Un comentario suspicaz de ciertos criterios de susceptibilidad excesiva ha encontrado motivos de crítica, expresada en términos violentos al juzgar algunas de las representaciones realizadas por el conjunto artístico que finalizó el domingo último su temporada en el Rivera Indarte.
Sin entrar a apreciar el detalle de la cuestión y sin que estemos en principio en desacuerdo con el juicio fundamental, se ofrece el caso a consideraciones oportunas de que debe dejarse constancia, en obsequio de la justicia y en salvaguarda de las responsabilidades que a cada uno corresponden.
El núcleo artístico que nos ha visitado, constituye, –y no hay en ello dos opiniones encontradas– el mejor que en su género haya actuado en Córdoba, por la selección de su elemento, por el número, por la riqueza de sus exhibiciones y por la homogeneidad admirable del conjunto. Ha sido un esfuerzo de empresa, tanto más estimable en las circunstancias presentes en que esta naturaleza de negocios llevan en contra del éxito múltiples factores, el principal de todos la situación económica general.
No puede negarse que la empresa Massa jugó una partida peligrosa, desafiando el albur de una mala operación financiera con la mayoría de las probabilidades en su disfavor. Ello, no obstante, la empresa y la compañía, cuidadosas del ambiente social, atendieron encarecidamente a la moralidad intachable del espectáculo, confiando en que una sociedad que así se ve halagada en sentimientos tan respetables, hallaría en ello mismo un estímulo para responder a la consideración.

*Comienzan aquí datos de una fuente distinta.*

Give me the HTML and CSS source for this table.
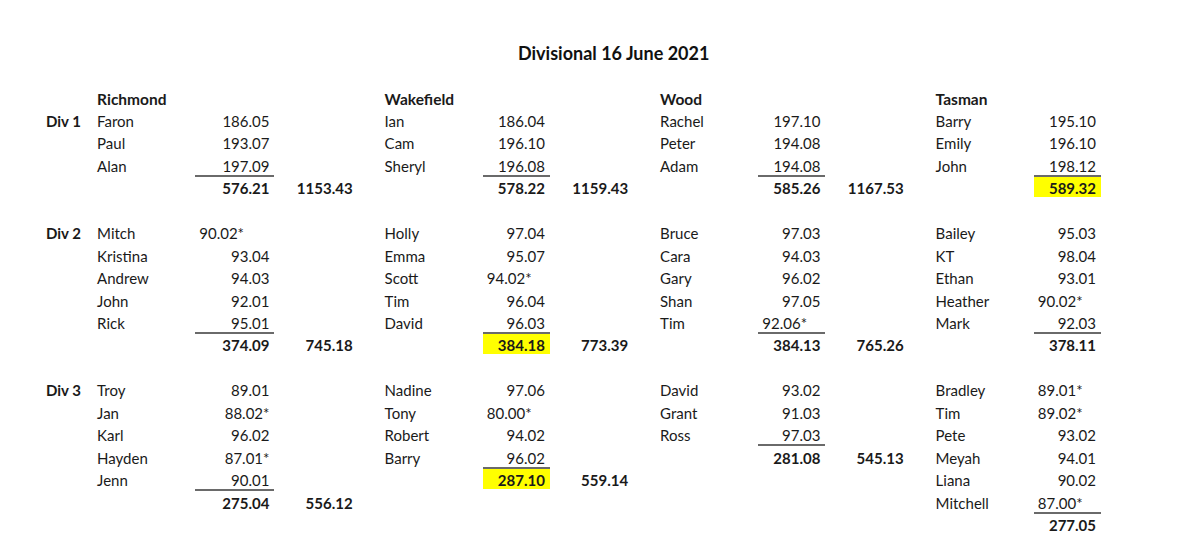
FILE: index.html
```html
<!DOCTYPE html>
<html lang="en">
<head>
<meta charset="utf-8">
<title>Divisional 16 June 2021</title>
<link rel="stylesheet" href="styles.css">
</head>
<body>
<main class="sheet">
  <h1 class="title">Divisional 16 June 2021</h1>
  <table class="grid">
    <colgroup>
      <col class="c-label">
      <col class="c-name"><col class="c-score-wide"><col class="c-total">
      <col class="c-name"><col class="c-score"><col class="c-total">
      <col class="c-name"><col class="c-score"><col class="c-total">
      <col class="c-name"><col class="c-score">
    </colgroup>
    <tbody>
      <tr>
        <td></td>
        <td class="team">Richmond</td><td></td><td></td>
        <td class="team">Wakefield</td><td></td><td></td>
        <td class="team">Wood</td><td></td><td></td>
        <td class="team">Tasman</td><td></td>
      </tr>
      <tr>
        <td class="div">Div 1</td>
        <td class="name">Faron</td><td class="num">186.05</td><td></td>
        <td class="name">Ian</td><td class="num">186.04</td><td></td>
        <td class="name">Rachel</td><td class="num">197.10</td><td></td>
        <td class="name">Barry</td><td class="num">195.10</td>
      </tr>
      <tr>
        <td></td>
        <td class="name">Paul</td><td class="num">193.07</td><td></td>
        <td class="name">Cam</td><td class="num">196.10</td><td></td>
        <td class="name">Peter</td><td class="num">194.08</td><td></td>
        <td class="name">Emily</td><td class="num">196.10</td>
      </tr>
      <tr>
        <td></td>
        <td class="name">Alan</td><td class="num">197.09</td><td></td>
        <td class="name">Sheryl</td><td class="num">196.08</td><td></td>
        <td class="name">Adam</td><td class="num">194.08</td><td></td>
        <td class="name">John</td><td class="num">198.12</td>
      </tr>
      <tr>
        <td></td>
        <td></td><td class="num sum">576.21</td><td class="grand">1153.43</td>
        <td></td><td class="num sum">578.22</td><td class="grand">1159.43</td>
        <td></td><td class="num sum">585.26</td><td class="grand">1167.53</td>
        <td></td><td class="num sum hl">589.32</td>
      </tr>
      <tr class="blank"><td colspan="12"></td></tr>
      <tr>
        <td class="div">Div 2</td>
        <td class="name">Mitch</td><td class="txt">90.02*</td><td></td>
        <td class="name">Holly</td><td class="num">97.04</td><td></td>
        <td class="name">Bruce</td><td class="num">97.03</td><td></td>
        <td class="name">Bailey</td><td class="num">95.03</td>
      </tr>
      <tr>
        <td></td>
        <td class="name">Kristina</td><td class="num">93.04</td><td></td>
        <td class="name">Emma</td><td class="num">95.07</td><td></td>
        <td class="name">Cara</td><td class="num">94.03</td><td></td>
        <td class="name">KT</td><td class="num">98.04</td>
      </tr>
      <tr>
        <td></td>
        <td class="name">Andrew</td><td class="num">94.03</td><td></td>
        <td class="name">Scott</td><td class="txt">94.02*</td><td></td>
        <td class="name">Gary</td><td class="num">96.02</td><td></td>
        <td class="name">Ethan</td><td class="num">93.01</td>
      </tr>
      <tr>
        <td></td>
        <td class="name">John</td><td class="num">92.01</td><td></td>
        <td class="name">Tim</td><td class="num">96.04</td><td></td>
        <td class="name">Shan</td><td class="num">97.05</td><td></td>
        <td class="name">Heather</td><td class="txt">90.02*</td>
      </tr>
      <tr>
        <td></td>
        <td class="name">Rick</td><td class="num">95.01</td><td></td>
        <td class="name">David</td><td class="num">96.03</td><td></td>
        <td class="name">Tim</td><td class="txt">92.06*</td><td></td>
        <td class="name">Mark</td><td class="num">92.03</td>
      </tr>
      <tr>
        <td></td>
        <td></td><td class="num sum">374.09</td><td class="grand">745.18</td>
        <td></td><td class="num sum hl">384.18</td><td class="grand">773.39</td>
        <td></td><td class="num sum">384.13</td><td class="grand">765.26</td>
        <td></td><td class="num sum">378.11</td>
      </tr>
      <tr class="blank"><td colspan="12"></td></tr>
      <tr>
        <td class="div">Div 3</td>
        <td class="name">Troy</td><td class="num">89.01</td><td></td>
        <td class="name">Nadine</td><td class="num">97.06</td><td></td>
        <td class="name">David</td><td class="num">93.02</td><td></td>
        <td class="name">Bradley</td><td class="txt">89.01*</td>
      </tr>
      <tr>
        <td></td>
        <td class="name">Jan</td><td class="num">88.02*</td><td></td>
        <td class="name">Tony</td><td class="txt">80.00*</td><td></td>
        <td class="name">Grant</td><td class="num">91.03</td><td></td>
        <td class="name">Tim</td><td class="txt">89.02*</td>
      </tr>
      <tr>
        <td></td>
        <td class="name">Karl</td><td class="num">96.02</td><td></td>
        <td class="name">Robert</td><td class="num">94.02</td><td></td>
        <td class="name">Ross</td><td class="num">97.03</td><td></td>
        <td class="name">Pete</td><td class="num">93.02</td>
      </tr>
      <tr>
        <td></td>
        <td class="name">Hayden</td><td class="num">87.01*</td><td></td>
        <td class="name">Barry</td><td class="num">96.02</td><td></td>
        <td></td><td class="num sum">281.08</td><td class="grand">545.13</td>
        <td class="name">Meyah</td><td class="num">94.01</td>
      </tr>
      <tr>
        <td></td>
        <td class="name">Jenn</td><td class="num">90.01</td><td></td>
        <td></td><td class="num sum hl">287.10</td><td class="grand">559.14</td>
        <td></td><td></td><td></td>
        <td class="name">Liana</td><td class="num">90.02</td>
      </tr>
      <tr>
        <td></td>
        <td></td><td class="num sum">275.04</td><td class="grand">556.12</td>
        <td></td><td></td><td></td>
        <td></td><td></td><td></td>
        <td class="name">Mitchell</td><td class="txt">87.00*</td>
      </tr>
      <tr>
        <td></td>
        <td></td><td></td><td></td>
        <td></td><td></td><td></td>
        <td></td><td></td><td></td>
        <td></td><td class="num sum">277.05</td>
      </tr>
    </tbody>
  </table>
</main>
</body>
</html>
```

FILE: styles.css
```css
html, body {
  margin: 0;
  padding: 0;
  background: #ffffff;
}

body {
  font-family: Lato, "Open Sans", "Liberation Sans", sans-serif;
  color: #1a1a1a;
  overflow: hidden;
}

.sheet {
  padding: 42px 0 0 43px;
}

.title {
  margin: 0 0 21px 475px;
  font-size: 18px;
  line-height: 22px;
  font-weight: 700;
  color: #111;
}

.grid {
  table-layout: fixed;
  border-collapse: separate;
  border-spacing: 0;
  width: 1058px;
  font-size: 15px;
  line-height: 17px;
}

.c-label { width: 51px; }
.c-name { width: 101px; }
.c-score-wide { width: 79px; }
.c-score { width: 67px; }
.c-total { width: 107px; }

.grid tr {
  height: 22.46px;
}

.grid td {
  padding: 0;
  vertical-align: bottom;
  white-space: nowrap;
}

.grid td.div {
  font-weight: 700;
  padding-left: 3px;
}

.grid td.team {
  font-weight: 700;
  font-size: 15.5px;
  line-height: 15px;
  padding-left: 3px;
}

.grid td.name {
  padding-left: 3px;
}

.grid td.num {
  text-align: right;
  padding-right: 5px;
}

.grid td.txt {
  text-align: left;
  padding-left: 4px;
}

.grid td.sum {
  font-weight: 700;
  border-top: 2px solid #6a6a6a;
}

.grid td.hl {
  background: #ffff00;
}

.grid td.grand {
  font-weight: 700;
  text-align: right;
  padding-right: 29px;
}
```
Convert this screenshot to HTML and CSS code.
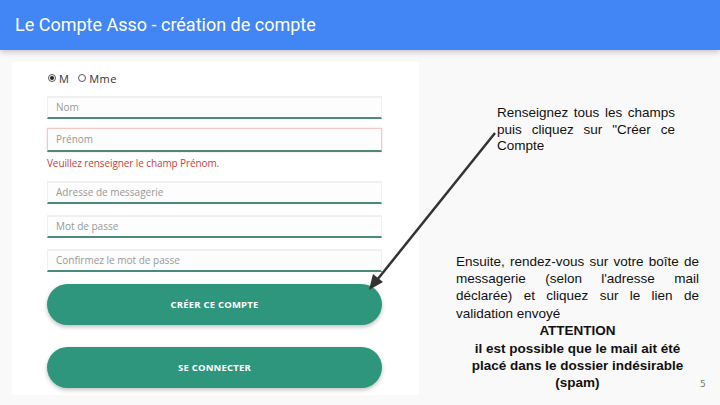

Pero el espectáculo cuidado y puntilloso, llevado, como en la ocasión presente, al exceso de la mutilación evidente de las obras, encontró la indiferencia social. Y la lógica imponía a quienes debían defenderse contra el desastre financiero, tentar todos los recursos a su alcance para evitarlo. Un día se echó mano de la crudeza del espectáculo, aunque sin salirse un ápice de los límites marcados por la obra misma, cruda de por sí y la sociedad llenó el teatro. Al día siguiente el comentario cáustico y sin atenuantes fustigó el suceso lamentando que se hubiera variado la línea de conducta inicial: en otras palabras “censurando que la empresa y la compañía no continuaran perdiendo dinero para costear susceptibilidades que la sociedad era la primera en declinar en los hechos”.
La empresa y la compañía acataron una última vez la exigencia así manifestada y la sala del Rivera Indarte se mantuvo vacía. Apeló de nuevo a la crudeza y la sala se vio desbordante.
No queda el recurso extremo de argumentar que quien la llenaba esta segunda vez no era la sociedad más distinguida de Córdoba, porque lo era nomás, y sin confusiones posibles.
Esa es la verdad, dolorosa si se quiere, pero absoluta y cuando es esa la verdad, ingenuo y risible resulta que sean las empresas y las Compañías quienes hayan de meterse a redentoras al precio de su propio fracaso financiero y para quedar en ridículo.
La moralidad en el teatro es necesidad social y es problema que debe afligir sobremanera, en eso estamos todos de acuerdo. Que la actual empresa del Rivera Indarte, a pesar de la incidencia anotada, ha puesto todavía un esfuerzo meritorio y plausible para no exceder el límite de lo prudente hasta donde era humano exigírselo, también es cierto. Entonces quedan a deslindarse las responsabilidades y no resta sino un sólo factor a quien le corresponda cargar con todas ellas: la sociedad.